JOB: Read the listing below and copy out every line that holds "screenshot".

DATA SUPPLIED:

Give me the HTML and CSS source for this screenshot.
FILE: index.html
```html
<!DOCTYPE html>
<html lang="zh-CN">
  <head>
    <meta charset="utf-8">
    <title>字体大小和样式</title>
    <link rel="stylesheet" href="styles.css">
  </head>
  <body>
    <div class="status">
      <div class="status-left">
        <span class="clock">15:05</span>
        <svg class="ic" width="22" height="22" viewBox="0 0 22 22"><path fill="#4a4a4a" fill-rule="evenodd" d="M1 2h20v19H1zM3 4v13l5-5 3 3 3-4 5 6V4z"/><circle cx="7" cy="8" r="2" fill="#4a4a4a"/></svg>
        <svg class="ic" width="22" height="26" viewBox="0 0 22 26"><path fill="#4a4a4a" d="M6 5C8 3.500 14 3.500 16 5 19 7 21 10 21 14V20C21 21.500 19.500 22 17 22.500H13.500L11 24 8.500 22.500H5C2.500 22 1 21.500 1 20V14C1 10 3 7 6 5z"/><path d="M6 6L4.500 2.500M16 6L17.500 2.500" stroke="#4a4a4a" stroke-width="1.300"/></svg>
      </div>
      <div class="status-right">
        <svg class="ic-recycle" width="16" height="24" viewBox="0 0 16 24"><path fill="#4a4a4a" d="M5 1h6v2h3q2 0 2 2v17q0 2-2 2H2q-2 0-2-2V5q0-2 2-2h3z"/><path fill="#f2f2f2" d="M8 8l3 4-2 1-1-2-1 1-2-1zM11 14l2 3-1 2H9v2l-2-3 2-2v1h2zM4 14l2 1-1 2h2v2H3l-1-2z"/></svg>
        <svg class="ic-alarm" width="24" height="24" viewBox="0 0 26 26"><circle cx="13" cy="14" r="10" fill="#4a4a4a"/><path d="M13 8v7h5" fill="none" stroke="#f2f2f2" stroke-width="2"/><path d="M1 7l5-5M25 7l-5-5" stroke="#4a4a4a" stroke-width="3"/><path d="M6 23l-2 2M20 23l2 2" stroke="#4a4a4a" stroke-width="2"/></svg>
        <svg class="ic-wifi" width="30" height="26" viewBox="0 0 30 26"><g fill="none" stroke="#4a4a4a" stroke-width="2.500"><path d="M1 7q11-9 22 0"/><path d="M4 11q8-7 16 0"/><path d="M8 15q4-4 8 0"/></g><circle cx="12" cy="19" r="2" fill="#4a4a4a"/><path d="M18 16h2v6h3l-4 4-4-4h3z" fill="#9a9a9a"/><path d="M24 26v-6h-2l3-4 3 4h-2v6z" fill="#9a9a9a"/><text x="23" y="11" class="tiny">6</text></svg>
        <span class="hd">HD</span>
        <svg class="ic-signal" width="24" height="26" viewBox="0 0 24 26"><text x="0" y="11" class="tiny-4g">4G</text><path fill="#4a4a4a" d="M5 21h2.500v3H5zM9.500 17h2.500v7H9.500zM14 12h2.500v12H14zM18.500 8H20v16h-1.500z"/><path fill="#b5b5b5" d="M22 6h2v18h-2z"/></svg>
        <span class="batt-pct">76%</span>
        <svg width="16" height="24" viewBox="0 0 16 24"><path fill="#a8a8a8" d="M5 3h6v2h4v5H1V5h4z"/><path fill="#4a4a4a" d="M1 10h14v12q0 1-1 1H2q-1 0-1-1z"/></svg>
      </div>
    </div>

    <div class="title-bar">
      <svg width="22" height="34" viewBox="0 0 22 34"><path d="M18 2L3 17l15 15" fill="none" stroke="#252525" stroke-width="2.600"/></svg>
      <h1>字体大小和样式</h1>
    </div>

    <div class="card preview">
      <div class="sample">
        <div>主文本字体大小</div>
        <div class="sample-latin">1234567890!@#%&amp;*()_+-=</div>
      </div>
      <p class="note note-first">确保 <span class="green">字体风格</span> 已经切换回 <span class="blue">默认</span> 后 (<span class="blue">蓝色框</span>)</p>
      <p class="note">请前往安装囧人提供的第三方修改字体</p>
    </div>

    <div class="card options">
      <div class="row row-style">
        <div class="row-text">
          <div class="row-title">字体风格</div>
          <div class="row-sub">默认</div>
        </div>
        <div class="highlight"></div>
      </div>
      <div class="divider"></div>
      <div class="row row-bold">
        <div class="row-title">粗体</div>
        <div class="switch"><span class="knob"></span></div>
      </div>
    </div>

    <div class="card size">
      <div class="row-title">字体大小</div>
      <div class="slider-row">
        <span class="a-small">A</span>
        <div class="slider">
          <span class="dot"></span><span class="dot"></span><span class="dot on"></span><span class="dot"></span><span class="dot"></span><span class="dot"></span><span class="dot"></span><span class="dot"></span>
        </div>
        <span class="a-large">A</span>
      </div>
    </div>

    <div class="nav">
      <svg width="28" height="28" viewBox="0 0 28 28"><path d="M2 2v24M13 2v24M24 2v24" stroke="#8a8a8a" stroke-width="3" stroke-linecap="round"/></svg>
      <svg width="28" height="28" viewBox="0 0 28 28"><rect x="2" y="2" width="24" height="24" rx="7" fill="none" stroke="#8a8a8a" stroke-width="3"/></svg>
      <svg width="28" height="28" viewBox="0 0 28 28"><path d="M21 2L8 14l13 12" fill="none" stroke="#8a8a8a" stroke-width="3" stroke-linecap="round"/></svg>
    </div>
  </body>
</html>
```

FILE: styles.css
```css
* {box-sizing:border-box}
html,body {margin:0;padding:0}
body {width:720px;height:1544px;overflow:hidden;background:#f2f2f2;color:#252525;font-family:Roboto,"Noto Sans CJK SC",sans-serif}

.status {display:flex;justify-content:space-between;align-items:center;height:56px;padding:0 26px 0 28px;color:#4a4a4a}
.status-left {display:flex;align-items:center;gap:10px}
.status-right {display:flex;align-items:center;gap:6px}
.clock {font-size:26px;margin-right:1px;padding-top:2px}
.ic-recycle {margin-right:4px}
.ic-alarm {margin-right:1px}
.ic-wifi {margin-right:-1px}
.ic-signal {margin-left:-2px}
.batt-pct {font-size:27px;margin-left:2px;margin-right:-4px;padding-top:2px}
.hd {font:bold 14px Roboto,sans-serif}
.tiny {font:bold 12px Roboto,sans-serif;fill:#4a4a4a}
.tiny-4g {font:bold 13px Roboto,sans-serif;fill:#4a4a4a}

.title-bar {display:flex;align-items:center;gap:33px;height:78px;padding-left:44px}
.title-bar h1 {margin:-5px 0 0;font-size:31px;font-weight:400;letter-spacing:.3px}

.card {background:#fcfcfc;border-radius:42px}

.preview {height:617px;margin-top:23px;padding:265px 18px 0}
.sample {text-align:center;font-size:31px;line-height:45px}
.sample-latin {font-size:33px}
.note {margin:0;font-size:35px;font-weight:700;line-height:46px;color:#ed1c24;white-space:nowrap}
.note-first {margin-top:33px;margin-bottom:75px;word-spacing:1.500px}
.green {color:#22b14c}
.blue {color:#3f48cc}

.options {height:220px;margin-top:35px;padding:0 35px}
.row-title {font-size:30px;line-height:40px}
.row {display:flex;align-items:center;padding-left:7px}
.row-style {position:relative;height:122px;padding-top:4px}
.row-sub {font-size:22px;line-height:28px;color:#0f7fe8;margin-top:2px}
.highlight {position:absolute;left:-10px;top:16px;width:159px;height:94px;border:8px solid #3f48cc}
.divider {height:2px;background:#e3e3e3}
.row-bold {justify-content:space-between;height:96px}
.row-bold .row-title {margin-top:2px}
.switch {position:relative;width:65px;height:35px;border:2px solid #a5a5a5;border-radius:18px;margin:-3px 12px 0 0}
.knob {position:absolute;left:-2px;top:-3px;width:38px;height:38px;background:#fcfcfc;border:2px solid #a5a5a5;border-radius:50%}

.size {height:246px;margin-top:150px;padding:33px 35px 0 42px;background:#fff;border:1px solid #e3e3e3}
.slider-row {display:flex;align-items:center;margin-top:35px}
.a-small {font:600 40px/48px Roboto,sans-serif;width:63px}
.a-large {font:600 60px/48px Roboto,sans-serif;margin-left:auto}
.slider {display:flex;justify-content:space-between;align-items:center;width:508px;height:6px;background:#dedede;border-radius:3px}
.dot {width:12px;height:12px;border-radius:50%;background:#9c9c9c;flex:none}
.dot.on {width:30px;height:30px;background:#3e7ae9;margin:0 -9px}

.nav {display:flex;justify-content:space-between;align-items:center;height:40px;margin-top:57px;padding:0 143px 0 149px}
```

...

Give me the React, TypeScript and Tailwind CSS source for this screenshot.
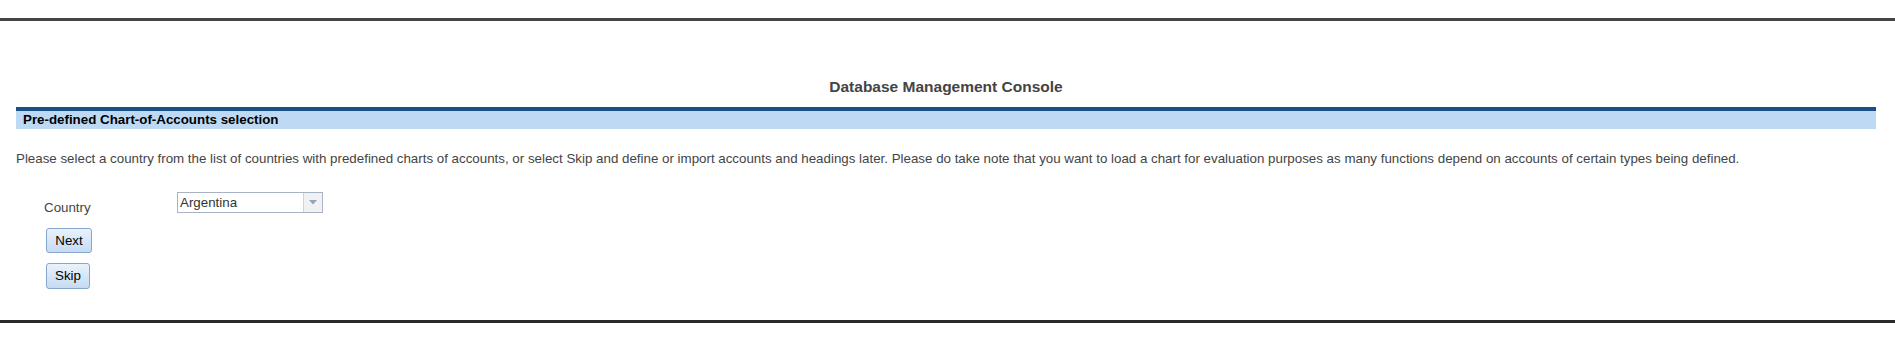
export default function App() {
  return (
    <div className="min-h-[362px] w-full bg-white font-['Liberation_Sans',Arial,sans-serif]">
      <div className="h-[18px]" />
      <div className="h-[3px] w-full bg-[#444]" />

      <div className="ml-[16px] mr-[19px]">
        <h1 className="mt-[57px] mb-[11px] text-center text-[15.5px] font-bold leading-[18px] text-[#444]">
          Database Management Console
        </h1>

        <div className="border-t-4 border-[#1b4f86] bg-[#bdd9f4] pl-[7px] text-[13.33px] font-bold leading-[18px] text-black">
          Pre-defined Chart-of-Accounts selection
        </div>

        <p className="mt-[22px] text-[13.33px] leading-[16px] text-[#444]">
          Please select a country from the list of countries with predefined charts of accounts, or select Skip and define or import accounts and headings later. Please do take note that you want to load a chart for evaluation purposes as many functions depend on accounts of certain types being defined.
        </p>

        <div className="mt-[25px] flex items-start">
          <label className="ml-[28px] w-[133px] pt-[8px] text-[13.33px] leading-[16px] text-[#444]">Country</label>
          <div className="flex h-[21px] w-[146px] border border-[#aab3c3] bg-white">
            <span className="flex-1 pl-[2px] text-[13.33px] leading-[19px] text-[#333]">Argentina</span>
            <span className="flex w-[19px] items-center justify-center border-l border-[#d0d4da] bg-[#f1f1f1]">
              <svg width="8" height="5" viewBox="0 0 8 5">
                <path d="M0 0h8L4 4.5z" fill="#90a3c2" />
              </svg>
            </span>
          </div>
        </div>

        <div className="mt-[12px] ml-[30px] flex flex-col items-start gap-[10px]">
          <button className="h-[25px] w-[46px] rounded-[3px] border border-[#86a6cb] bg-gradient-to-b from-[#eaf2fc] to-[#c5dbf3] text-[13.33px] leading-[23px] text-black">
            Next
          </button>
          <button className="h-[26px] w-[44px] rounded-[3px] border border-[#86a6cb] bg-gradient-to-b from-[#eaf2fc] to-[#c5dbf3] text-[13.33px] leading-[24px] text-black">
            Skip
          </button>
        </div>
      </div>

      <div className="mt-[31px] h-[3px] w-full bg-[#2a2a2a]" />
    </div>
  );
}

--

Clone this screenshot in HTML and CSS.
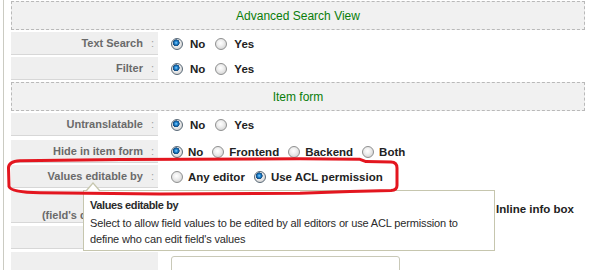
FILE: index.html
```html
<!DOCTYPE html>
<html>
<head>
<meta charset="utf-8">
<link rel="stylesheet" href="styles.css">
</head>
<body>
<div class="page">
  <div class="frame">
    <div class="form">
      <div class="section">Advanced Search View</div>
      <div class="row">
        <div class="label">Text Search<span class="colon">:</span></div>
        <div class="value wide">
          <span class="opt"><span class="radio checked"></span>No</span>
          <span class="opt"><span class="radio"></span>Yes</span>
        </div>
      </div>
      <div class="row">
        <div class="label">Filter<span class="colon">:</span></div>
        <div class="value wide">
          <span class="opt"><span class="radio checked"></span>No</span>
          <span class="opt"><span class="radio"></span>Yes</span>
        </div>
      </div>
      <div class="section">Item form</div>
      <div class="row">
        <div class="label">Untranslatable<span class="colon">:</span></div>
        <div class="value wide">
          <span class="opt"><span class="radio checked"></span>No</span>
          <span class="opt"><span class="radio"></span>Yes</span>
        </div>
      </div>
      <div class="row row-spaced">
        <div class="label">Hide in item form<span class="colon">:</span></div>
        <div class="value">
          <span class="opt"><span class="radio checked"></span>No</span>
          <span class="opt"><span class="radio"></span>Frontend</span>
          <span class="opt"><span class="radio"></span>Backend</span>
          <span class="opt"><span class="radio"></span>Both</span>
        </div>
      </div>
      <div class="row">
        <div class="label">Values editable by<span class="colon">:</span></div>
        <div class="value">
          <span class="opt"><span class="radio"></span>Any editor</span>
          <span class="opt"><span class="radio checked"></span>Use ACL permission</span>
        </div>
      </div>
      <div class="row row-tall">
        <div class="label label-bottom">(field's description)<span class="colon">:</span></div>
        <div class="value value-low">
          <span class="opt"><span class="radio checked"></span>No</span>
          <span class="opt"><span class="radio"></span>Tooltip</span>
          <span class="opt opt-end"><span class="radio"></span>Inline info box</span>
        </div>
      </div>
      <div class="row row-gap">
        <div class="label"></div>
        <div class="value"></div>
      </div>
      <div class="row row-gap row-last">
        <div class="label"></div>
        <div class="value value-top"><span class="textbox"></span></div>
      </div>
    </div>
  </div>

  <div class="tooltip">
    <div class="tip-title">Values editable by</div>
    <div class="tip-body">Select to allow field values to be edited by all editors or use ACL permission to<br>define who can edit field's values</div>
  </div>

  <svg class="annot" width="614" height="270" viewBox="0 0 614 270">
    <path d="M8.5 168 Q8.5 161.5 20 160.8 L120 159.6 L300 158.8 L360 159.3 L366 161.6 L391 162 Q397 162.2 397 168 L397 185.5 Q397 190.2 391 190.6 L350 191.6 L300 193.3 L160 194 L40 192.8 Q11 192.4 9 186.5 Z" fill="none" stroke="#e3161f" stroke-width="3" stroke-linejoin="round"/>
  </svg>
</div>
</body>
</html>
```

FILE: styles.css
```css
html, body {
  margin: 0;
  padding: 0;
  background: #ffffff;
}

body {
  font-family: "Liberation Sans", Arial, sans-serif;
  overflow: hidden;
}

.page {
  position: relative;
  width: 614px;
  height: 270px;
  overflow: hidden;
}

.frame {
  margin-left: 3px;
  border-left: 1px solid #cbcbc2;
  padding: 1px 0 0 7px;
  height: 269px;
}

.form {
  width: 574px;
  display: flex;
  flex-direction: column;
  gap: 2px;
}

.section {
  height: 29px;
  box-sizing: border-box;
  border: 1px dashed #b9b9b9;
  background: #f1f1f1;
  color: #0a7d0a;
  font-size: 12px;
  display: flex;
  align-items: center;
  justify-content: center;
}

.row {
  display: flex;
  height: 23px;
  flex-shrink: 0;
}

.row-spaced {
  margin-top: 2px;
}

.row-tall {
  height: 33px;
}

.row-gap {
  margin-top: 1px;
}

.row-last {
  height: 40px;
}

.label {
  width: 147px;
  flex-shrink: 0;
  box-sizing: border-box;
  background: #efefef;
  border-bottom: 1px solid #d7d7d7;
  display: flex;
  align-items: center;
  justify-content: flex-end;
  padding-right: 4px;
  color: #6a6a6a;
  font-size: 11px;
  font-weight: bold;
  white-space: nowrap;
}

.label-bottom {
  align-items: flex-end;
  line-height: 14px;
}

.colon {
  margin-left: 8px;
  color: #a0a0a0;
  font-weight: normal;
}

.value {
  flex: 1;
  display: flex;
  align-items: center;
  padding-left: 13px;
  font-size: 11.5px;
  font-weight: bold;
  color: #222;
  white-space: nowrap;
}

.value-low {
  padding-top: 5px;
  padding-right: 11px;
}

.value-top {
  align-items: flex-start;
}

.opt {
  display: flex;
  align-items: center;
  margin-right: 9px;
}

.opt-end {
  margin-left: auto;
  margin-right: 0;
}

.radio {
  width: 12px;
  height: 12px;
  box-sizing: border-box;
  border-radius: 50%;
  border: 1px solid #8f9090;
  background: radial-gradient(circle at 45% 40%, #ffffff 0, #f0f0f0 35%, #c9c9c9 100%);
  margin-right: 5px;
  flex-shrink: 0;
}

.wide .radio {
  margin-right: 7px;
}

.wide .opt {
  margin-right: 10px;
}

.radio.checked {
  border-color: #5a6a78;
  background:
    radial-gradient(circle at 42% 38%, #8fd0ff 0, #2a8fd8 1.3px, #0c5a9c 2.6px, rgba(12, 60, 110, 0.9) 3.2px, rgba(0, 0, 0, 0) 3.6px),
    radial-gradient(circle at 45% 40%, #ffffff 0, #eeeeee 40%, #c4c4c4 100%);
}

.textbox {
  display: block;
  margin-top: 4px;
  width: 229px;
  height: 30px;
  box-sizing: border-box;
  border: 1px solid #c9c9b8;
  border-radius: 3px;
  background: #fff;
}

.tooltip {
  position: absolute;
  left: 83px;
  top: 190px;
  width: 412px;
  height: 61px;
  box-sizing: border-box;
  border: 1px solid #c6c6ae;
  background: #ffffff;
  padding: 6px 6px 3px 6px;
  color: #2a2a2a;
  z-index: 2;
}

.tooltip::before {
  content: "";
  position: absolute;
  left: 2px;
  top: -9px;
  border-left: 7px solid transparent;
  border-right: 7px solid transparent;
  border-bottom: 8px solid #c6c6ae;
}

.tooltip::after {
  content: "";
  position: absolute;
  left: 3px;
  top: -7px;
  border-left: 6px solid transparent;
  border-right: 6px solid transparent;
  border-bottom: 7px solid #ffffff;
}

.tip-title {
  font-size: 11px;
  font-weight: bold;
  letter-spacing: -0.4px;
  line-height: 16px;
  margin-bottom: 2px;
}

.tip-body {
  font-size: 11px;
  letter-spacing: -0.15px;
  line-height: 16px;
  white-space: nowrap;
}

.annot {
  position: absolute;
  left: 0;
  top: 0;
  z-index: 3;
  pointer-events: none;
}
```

TASK ANSWER:
Give me the HTML and CSS source for this screenshot.
Give me the React, TypeScript and Tailwind CSS source for this screenshot.
Clone this screenshot in HTML and CSS.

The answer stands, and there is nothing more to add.